She never imagined her pastor would do something so egregious as to manipulate her into having sex with him.

The worst part was that because they were both adults, the woman blamed herself for having an “affair” with her pastor and then hid silently in her shame.

But it was not an affair.

It was an abuse of power.

Sex between two parties where there is a power differential is not and can never be labeled “an affair.”

Sex between persons with unequal power is not even about sex. It’s about power and control over someone with less power.

If approached by a stranger at a party, the sexual advances would have been obvious to the woman. But when her pastor became amorous, the woman was caught completely off guard. She thought she was making more out of the situation than her pastor intended. She ignored her screaming intuition, warning her that something was terribly wrong. It was not easy to rebuff her pastor, whom she held in the high esteem afforded by his position. She didn’t want to offend her pastor by refusing his pastoral hug the first time and it became increasingly awkward to refuse to hug him each time after that.

When looking back, the hardest thing for the woman is to forgive herself. She asks: “Why couldn’t I have stopped it? I’m an adult, why did I just let it happen to me?”

What she doesn’t understand, however, is that she was completely unaware of what was happening to her when it was happening. And it’s hard to admit that she was being used, that she had been duped by someone she trusted.
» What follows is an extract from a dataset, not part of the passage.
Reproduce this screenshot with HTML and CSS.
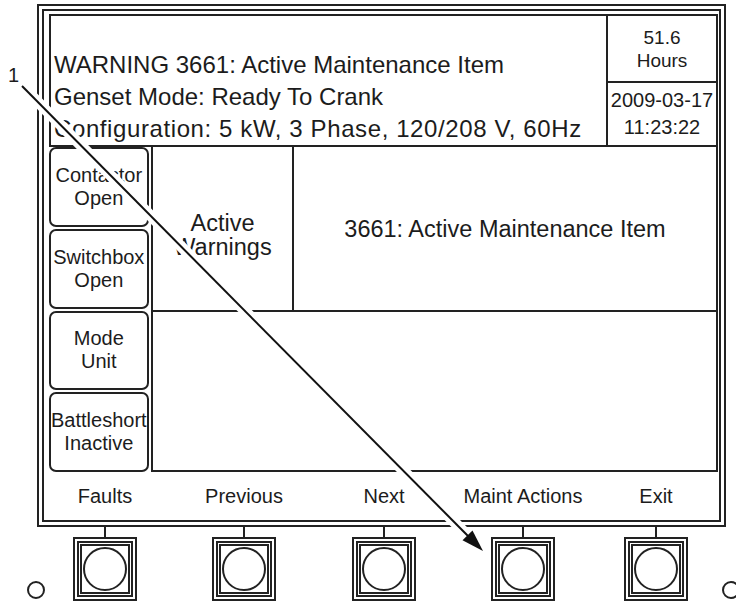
FILE: index.html
```html
<!DOCTYPE html>
<html lang="en">
<head>
    <meta charset="UTF-8">
    <meta name="viewport" content="width=device-width, initial-scale=1.0">
    <title>Genset Display</title>
    <link rel="stylesheet" href="styles.css">
</head>
<body>
    <div class="page">
        <div class="housing">
            <div class="bezel">
                <div class="screen">
                    <div class="header">
                        <div class="status">
                            <p>WARNING 3661: Active Maintenance Item</p>
                            <p>Genset Mode: Ready To Crank</p>
                            <p class="config">Configuration: 5 kW, 3 Phase, 120/208 V, 60Hz</p>
                        </div>
                        <div class="meter">
                            <div class="hours">51.6<br>Hours</div>
                            <div class="clock">2009-03-17<br>11:23:22</div>
                        </div>
                    </div>
                    <div class="body">
                        <ul class="side">
                            <li>Contactor<br>Open</li>
                            <li>Switchbox<br>Open</li>
                            <li>Mode<br>Unit</li>
                            <li>Battleshort<br>Inactive</li>
                        </ul>
                        <div class="panel">
                            <div class="panel-title">Active<br>Warnings</div>
                            <div class="panel-list">3661: Active Maintenance Item</div>
                            <div class="panel-detail"></div>
                        </div>
                    </div>
                    <ul class="labels">
                        <li>Faults</li>
                        <li>Previous</li>
                        <li>Next</li>
                        <li>Maint Actions</li>
                        <li>Exit</li>
                    </ul>
                </div>
            </div>
        </div>
        <div class="keys">
            <span class="led"></span>
            <div class="key"><div class="key-face"><div class="key-ring"><div class="key-cap"></div></div></div></div>
            <div class="key"><div class="key-face"><div class="key-ring"><div class="key-cap"></div></div></div></div>
            <div class="key"><div class="key-face"><div class="key-ring"><div class="key-cap"></div></div></div></div>
            <div class="key"><div class="key-face"><div class="key-ring"><div class="key-cap"></div></div></div></div>
            <div class="key"><div class="key-face"><div class="key-ring"><div class="key-cap"></div></div></div></div>
            <span class="led led-right"></span>
        </div>
        <!-- callout arrow over the drawing -->
        <svg class="callout" width="736" height="603" viewBox="0 0 736 603">
            <line x1="22" y1="86" x2="483" y2="551" stroke="#fff" stroke-width="11"/>
            <line x1="22" y1="86" x2="468" y2="536" stroke="#111" stroke-width="2"/>
            <polygon points="483,551 472.5,530.5 462.5,540.3" fill="#111"/>
            <text x="8" y="82" class="callout-num">1</text>
        </svg>
    </div>
</body>
</html>
```

FILE: styles.css
```css
*{
    margin: 0;
    padding: 0;
    box-sizing: border-box;
    list-style: none;
}
body{
    background: #fff;
    color: #1c1c1c;
    font-family: "Liberation Sans", Arial, sans-serif;
}
.page{
    position: relative;
    width: 736px;
    height: 603px;
    overflow: hidden;
    --cols: 112px 166px 114px 164px 102px;
}
.housing{
    margin: 4px 0 0 37px;
    width: 689px;
    border: 2px solid #222;
    padding: 3px;
}
.bezel{
    border: 2px solid #222;
}
.screen{
    padding: 3px 1px 0 5px;
}
/* top status box */
.header{
    display: flex;
    height: 133px;
    border: 2px solid #222;
}
.status{
    flex: 1;
    display: flex;
    flex-direction: column;
    justify-content: flex-end;
    padding-left: 3px;
    font-size: 24px;
    line-height: 32px;
    white-space: nowrap;
}
.config{
    letter-spacing: 0.6px;
}
.meter{
    width: 110px;
    border-left: 2px solid #222;
    display: flex;
    flex-direction: column;
    text-align: center;
}
.hours{
    height: 67px;
    border-bottom: 2px solid #222;
    display: flex;
    align-items: center;
    justify-content: center;
    font-size: 19px;
    line-height: 23px;
}
.clock{
    flex: 1;
    display: flex;
    align-items: center;
    justify-content: center;
    font-size: 20px;
    line-height: 27px;
}
/* side buttons + panel */
.body{
    display: flex;
    gap: 3px;
    height: 325px;
}
.side{
    width: 99px;
    display: grid;
    grid-template-rows: repeat(4, 1fr);
    gap: 2px;
}
.side li{
    border: 2px solid #222;
    border-radius: 7px;
    display: flex;
    align-items: center;
    justify-content: center;
    text-align: center;
    font-size: 20px;
    line-height: 23px;
    white-space: nowrap;
}
.panel{
    flex: 1;
    border: 2px solid #222;
    border-top: 0;
    display: grid;
    grid-template-columns: 141px 1fr;
    grid-template-rows: 165px 1fr;
    font-size: 23.5px;
    line-height: 24px;
}
.panel-title{
    border-right: 2px solid #222;
    border-bottom: 2px solid #222;
    display: flex;
    align-items: center;
    justify-content: center;
    text-align: center;
    padding-top: 12px;
}
.panel-list{
    border-bottom: 2px solid #222;
    display: flex;
    align-items: center;
    justify-content: center;
    white-space: nowrap;
}
.panel-detail{
    grid-column: 1 / 3;
}
/* soft key labels */
.labels{
    display: grid;
    grid-template-columns: var(--cols);
    height: 48px;
    align-items: center;
    text-align: center;
    font-size: 20px;
    white-space: nowrap;
}
/* hardware keys */
.keys{
    display: grid;
    grid-template-columns: 49px var(--cols) 1fr;
    align-items: start;
}
.key{
    display: flex;
    flex-direction: column;
    align-items: center;
}
.key::before{
    content: "";
    width: 2px;
    height: 10px;
    background: #222;
}
.key-face{
    width: 64px;
    height: 64px;
    border: 2px solid #222;
    padding: 2px;
}
.key-ring{
    height: 100%;
    border: 2px solid #222;
    padding: 1px;
}
.key-cap{
    height: 100%;
    border: 2px solid #222;
    display: flex;
    align-items: center;
    justify-content: center;
}
.key-cap::after{
    content: "";
    width: 40px;
    height: 40px;
    border: 2px solid #222;
    border-radius: 50%;
}
.led{
    align-self: end;
    width: 18px;
    height: 18px;
    border: 2px solid #222;
    border-radius: 50%;
    margin: 0 0 2px 27px;
}
.led-right{
    margin-left: 15px;
}
.callout{
    position: absolute;
    top: 0;
    left: 0;
    pointer-events: none;
}
.callout-num{
    font-family: "Liberation Sans", Arial, sans-serif;
    font-size: 20px;
    fill: #1c1c1c;
}
```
Predatory pastors subtly manipulate potential victims like this woman to the point where her ability to say “NO” was completely undermined. But just because she didn’t say “NO” does not mean she said, “YES.”

The problem was not that the woman was vulnerable because she had less power than her religious leader. The real problem was that the pastor preyed upon and exploited that vulnerability.



Pastors who are predators set the stage perfectly. They play the roles of devoted husband, father, and servant of the church community. They are masterful at managing impressions others have of them. They paint a portrait of their self as an exemplary, charismatic leader and teacher.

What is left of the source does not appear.